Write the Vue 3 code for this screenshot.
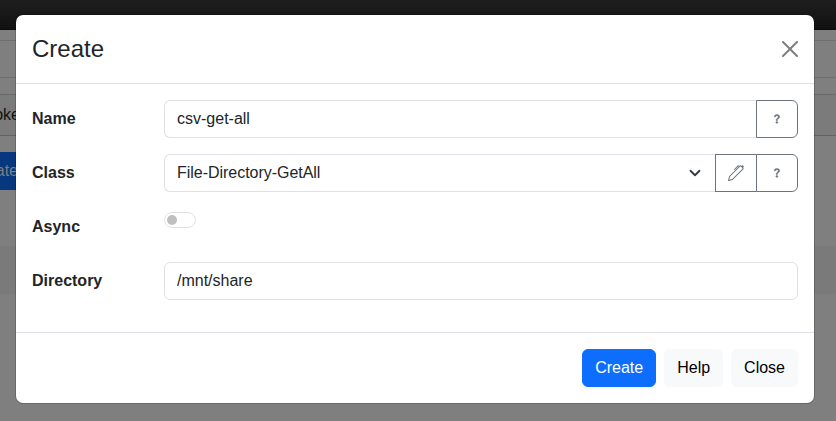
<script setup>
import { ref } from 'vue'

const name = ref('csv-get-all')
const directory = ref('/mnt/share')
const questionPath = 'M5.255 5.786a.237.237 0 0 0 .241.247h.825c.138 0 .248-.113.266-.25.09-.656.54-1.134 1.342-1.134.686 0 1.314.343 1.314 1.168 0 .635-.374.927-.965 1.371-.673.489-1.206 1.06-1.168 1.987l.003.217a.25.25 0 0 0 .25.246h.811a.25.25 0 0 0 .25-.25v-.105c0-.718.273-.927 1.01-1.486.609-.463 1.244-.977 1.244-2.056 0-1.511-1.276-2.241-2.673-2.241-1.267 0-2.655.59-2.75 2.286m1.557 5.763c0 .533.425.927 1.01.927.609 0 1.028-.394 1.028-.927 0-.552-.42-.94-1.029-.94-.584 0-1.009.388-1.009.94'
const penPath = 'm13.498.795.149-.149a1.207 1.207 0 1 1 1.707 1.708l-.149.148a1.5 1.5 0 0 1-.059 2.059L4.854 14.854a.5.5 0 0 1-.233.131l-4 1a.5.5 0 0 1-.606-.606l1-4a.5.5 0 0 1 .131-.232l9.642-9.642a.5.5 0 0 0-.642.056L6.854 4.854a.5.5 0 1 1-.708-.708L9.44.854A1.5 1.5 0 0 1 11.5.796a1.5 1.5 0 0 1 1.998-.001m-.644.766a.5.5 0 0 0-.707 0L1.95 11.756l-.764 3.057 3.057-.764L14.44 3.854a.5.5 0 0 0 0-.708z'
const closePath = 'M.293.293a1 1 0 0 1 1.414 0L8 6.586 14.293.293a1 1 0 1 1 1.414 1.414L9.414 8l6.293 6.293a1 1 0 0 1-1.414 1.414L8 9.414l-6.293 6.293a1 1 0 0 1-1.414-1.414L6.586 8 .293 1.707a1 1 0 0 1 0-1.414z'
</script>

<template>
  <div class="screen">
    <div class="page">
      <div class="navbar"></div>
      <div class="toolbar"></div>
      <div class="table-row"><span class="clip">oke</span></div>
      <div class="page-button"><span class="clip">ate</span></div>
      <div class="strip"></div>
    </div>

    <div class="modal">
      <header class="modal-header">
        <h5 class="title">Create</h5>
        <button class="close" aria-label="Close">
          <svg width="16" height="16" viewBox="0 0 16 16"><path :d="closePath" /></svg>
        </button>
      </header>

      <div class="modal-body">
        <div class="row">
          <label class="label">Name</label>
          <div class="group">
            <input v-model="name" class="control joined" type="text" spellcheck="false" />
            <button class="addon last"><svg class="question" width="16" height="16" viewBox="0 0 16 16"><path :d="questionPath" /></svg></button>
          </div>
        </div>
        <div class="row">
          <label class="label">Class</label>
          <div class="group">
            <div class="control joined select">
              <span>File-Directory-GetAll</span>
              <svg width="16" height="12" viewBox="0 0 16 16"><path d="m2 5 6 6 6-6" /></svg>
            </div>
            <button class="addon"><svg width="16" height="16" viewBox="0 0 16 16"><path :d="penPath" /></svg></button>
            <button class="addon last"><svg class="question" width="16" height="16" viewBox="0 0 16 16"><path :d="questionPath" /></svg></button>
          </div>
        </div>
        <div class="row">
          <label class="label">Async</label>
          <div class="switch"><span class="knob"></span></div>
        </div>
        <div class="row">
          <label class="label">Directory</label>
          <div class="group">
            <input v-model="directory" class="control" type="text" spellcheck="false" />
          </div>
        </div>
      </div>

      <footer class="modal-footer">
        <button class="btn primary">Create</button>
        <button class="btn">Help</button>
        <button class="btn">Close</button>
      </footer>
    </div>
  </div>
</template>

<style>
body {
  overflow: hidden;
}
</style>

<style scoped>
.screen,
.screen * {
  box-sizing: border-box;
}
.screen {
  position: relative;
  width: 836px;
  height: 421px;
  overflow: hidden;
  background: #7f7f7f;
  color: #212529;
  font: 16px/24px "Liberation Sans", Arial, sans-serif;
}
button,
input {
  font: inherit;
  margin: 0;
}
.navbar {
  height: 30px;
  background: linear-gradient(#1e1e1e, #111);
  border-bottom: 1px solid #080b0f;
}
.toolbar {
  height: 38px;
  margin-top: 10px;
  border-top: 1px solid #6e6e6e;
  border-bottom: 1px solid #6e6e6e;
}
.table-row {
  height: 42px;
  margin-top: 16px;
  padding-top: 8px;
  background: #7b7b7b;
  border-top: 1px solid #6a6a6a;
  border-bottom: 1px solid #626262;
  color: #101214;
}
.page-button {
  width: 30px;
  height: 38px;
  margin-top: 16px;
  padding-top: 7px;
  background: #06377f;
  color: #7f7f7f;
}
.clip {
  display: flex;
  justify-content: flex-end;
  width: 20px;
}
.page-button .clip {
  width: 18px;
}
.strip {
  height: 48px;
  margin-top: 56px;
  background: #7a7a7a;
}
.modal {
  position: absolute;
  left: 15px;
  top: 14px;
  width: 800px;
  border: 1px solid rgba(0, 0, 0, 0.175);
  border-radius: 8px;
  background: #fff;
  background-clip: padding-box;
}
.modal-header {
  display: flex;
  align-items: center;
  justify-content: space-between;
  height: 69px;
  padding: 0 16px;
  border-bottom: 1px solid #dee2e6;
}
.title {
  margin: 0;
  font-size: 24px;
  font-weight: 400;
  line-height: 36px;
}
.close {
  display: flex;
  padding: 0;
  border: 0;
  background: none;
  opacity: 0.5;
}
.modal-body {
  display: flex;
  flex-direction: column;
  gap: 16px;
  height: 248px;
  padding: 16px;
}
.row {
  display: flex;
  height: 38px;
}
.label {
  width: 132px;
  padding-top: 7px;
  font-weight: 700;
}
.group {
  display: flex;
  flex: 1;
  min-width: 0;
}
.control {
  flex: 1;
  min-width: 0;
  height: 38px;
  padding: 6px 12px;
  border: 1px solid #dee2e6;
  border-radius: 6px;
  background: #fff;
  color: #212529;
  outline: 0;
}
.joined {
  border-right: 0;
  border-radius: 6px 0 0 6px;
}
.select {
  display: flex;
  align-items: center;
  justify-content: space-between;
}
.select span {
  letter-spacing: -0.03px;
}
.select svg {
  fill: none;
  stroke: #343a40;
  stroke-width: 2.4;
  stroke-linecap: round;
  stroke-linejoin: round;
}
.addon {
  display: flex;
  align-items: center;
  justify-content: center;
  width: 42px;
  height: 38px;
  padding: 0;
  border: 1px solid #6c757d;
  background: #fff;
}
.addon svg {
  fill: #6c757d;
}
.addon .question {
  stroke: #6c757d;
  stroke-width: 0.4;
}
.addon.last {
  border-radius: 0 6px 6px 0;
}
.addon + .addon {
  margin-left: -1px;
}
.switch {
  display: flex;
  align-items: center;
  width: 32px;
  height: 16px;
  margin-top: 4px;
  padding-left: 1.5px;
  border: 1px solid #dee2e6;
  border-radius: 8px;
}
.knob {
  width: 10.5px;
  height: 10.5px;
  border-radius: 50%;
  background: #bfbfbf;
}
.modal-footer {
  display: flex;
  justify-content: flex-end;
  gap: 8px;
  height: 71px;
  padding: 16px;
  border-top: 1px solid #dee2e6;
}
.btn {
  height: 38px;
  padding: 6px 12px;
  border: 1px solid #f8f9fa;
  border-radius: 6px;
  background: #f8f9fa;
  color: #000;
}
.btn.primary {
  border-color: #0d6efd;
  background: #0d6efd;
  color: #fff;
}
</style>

────────────────

_Exercise_
Every line of the data should be copied as it stands, without the images.

_Answer_
Write the Vue 3 code for this screenshot.
<script setup>
import { ref } from 'vue'

const name = ref('csv-get-all')
const directory = ref('/mnt/share')
const questionPath = 'M5.255 5.786a.237.237 0 0 0 .241.247h.825c.138 0 .248-.113.266-.25.09-.656.54-1.134 1.342-1.134.686 0 1.314.343 1.314 1.168 0 .635-.374.927-.965 1.371-.673.489-1.206 1.06-1.168 1.987l.003.217a.25.25 0 0 0 .25.246h.811a.25.25 0 0 0 .25-.25v-.105c0-.718.273-.927 1.01-1.486.609-.463 1.244-.977 1.244-2.056 0-1.511-1.276-2.241-2.673-2.241-1.267 0-2.655.59-2.75 2.286m1.557 5.763c0 .533.425.927 1.01.927.609 0 1.028-.394 1.028-.927 0-.552-.42-.94-1.029-.94-.584 0-1.009.388-1.009.94'
const penPath = 'm13.498.795.149-.149a1.207 1.207 0 1 1 1.707 1.708l-.149.148a1.5 1.5 0 0 1-.059 2.059L4.854 14.854a.5.5 0 0 1-.233.131l-4 1a.5.5 0 0 1-.606-.606l1-4a.5.5 0 0 1 .131-.232l9.642-9.642a.5.5 0 0 0-.642.056L6.854 4.854a.5.5 0 1 1-.708-.708L9.44.854A1.5 1.5 0 0 1 11.5.796a1.5 1.5 0 0 1 1.998-.001m-.644.766a.5.5 0 0 0-.707 0L1.95 11.756l-.764 3.057 3.057-.764L14.44 3.854a.5.5 0 0 0 0-.708z'
const closePath = 'M.293.293a1 1 0 0 1 1.414 0L8 6.586 14.293.293a1 1 0 1 1 1.414 1.414L9.414 8l6.293 6.293a1 1 0 0 1-1.414 1.414L8 9.414l-6.293 6.293a1 1 0 0 1-1.414-1.414L6.586 8 .293 1.707a1 1 0 0 1 0-1.414z'
</script>

<template>
  <div class="screen">
    <div class="page">
      <div class="navbar"></div>
      <div class="toolbar"></div>
      <div class="table-row"><span class="clip">oke</span></div>
      <div class="page-button"><span class="clip">ate</span></div>
      <div class="strip"></div>
    </div>

    <div class="modal">
      <header class="modal-header">
        <h5 class="title">Create</h5>
        <button class="close" aria-label="Close">
          <svg width="16" height="16" viewBox="0 0 16 16"><path :d="closePath" /></svg>
        </button>
      </header>

      <div class="modal-body">
        <div class="row">
          <label class="label">Name</label>
          <div class="group">
            <input v-model="name" class="control joined" type="text" spellcheck="false" />
            <button class="addon last"><svg class="question" width="16" height="16" viewBox="0 0 16 16"><path :d="questionPath" /></svg></button>
          </div>
        </div>
        <div class="row">
          <label class="label">Class</label>
          <div class="group">
            <div class="control joined select">
              <span>File-Directory-GetAll</span>
              <svg width="16" height="12" viewBox="0 0 16 16"><path d="m2 5 6 6 6-6" /></svg>
            </div>
            <button class="addon"><svg width="16" height="16" viewBox="0 0 16 16"><path :d="penPath" /></svg></button>
            <button class="addon last"><svg class="question" width="16" height="16" viewBox="0 0 16 16"><path :d="questionPath" /></svg></button>
          </div>
        </div>
        <div class="row">
          <label class="label">Async</label>
          <div class="switch"><span class="knob"></span></div>
        </div>
        <div class="row">
          <label class="label">Directory</label>
          <div class="group">
            <input v-model="directory" class="control" type="text" spellcheck="false" />
          </div>
        </div>
      </div>

      <footer class="modal-footer">
        <button class="btn primary">Create</button>
        <button class="btn">Help</button>
        <button class="btn">Close</button>
      </footer>
    </div>
  </div>
</template>

<style>
body {
  overflow: hidden;
}
</style>

<style scoped>
.screen,
.screen * {
  box-sizing: border-box;
}
.screen {
  position: relative;
  width: 836px;
  height: 421px;
  overflow: hidden;
  background: #7f7f7f;
  color: #212529;
  font: 16px/24px "Liberation Sans", Arial, sans-serif;
}
button,
input {
  font: inherit;
  margin: 0;
}
.navbar {
  height: 30px;
  background: linear-gradient(#1e1e1e, #111);
  border-bottom: 1px solid #080b0f;
}
.toolbar {
  height: 38px;
  margin-top: 10px;
  border-top: 1px solid #6e6e6e;
  border-bottom: 1px solid #6e6e6e;
}
.table-row {
  height: 42px;
  margin-top: 16px;
  padding-top: 8px;
  background: #7b7b7b;
  border-top: 1px solid #6a6a6a;
  border-bottom: 1px solid #626262;
  color: #101214;
}
.page-button {
  width: 30px;
  height: 38px;
  margin-top: 16px;
  padding-top: 7px;
  background: #06377f;
  color: #7f7f7f;
}
.clip {
  display: flex;
  justify-content: flex-end;
  width: 20px;
}
.page-button .clip {
  width: 18px;
}
.strip {
  height: 48px;
  margin-top: 56px;
  background: #7a7a7a;
}
.modal {
  position: absolute;
  left: 15px;
  top: 14px;
  width: 800px;
  border: 1px solid rgba(0, 0, 0, 0.175);
  border-radius: 8px;
  background: #fff;
  background-clip: padding-box;
}
.modal-header {
  display: flex;
  align-items: center;
  justify-content: space-between;
  height: 69px;
  padding: 0 16px;
  border-bottom: 1px solid #dee2e6;
}
.title {
  margin: 0;
  font-size: 24px;
  font-weight: 400;
  line-height: 36px;
}
.close {
  display: flex;
  padding: 0;
  border: 0;
  background: none;
  opacity: 0.5;
}
.modal-body {
  display: flex;
  flex-direction: column;
  gap: 16px;
  height: 248px;
  padding: 16px;
}
.row {
  display: flex;
  height: 38px;
}
.label {
  width: 132px;
  padding-top: 7px;
  font-weight: 700;
}
.group {
  display: flex;
  flex: 1;
  min-width: 0;
}
.control {
  flex: 1;
  min-width: 0;
  height: 38px;
  padding: 6px 12px;
  border: 1px solid #dee2e6;
  border-radius: 6px;
  background: #fff;
  color: #212529;
  outline: 0;
}
.joined {
  border-right: 0;
  border-radius: 6px 0 0 6px;
}
.select {
  display: flex;
  align-items: center;
  justify-content: space-between;
}
.select span {
  letter-spacing: -0.03px;
}
.select svg {
  fill: none;
  stroke: #343a40;
  stroke-width: 2.4;
  stroke-linecap: round;
  stroke-linejoin: round;
}
.addon {
  display: flex;
  align-items: center;
  justify-content: center;
  width: 42px;
  height: 38px;
  padding: 0;
  border: 1px solid #6c757d;
  background: #fff;
}
.addon svg {
  fill: #6c757d;
}
.addon .question {
  stroke: #6c757d;
  stroke-width: 0.4;
}
.addon.last {
  border-radius: 0 6px 6px 0;
}
.addon + .addon {
  margin-left: -1px;
}
.switch {
  display: flex;
  align-items: center;
  width: 32px;
  height: 16px;
  margin-top: 4px;
  padding-left: 1.5px;
  border: 1px solid #dee2e6;
  border-radius: 8px;
}
.knob {
  width: 10.5px;
  height: 10.5px;
  border-radius: 50%;
  background: #bfbfbf;
}
.modal-footer {
  display: flex;
  justify-content: flex-end;
  gap: 8px;
  height: 71px;
  padding: 16px;
  border-top: 1px solid #dee2e6;
}
.btn {
  height: 38px;
  padding: 6px 12px;
  border: 1px solid #f8f9fa;
  border-radius: 6px;
  background: #f8f9fa;
  color: #000;
}
.btn.primary {
  border-color: #0d6efd;
  background: #0d6efd;
  color: #fff;
}
</style>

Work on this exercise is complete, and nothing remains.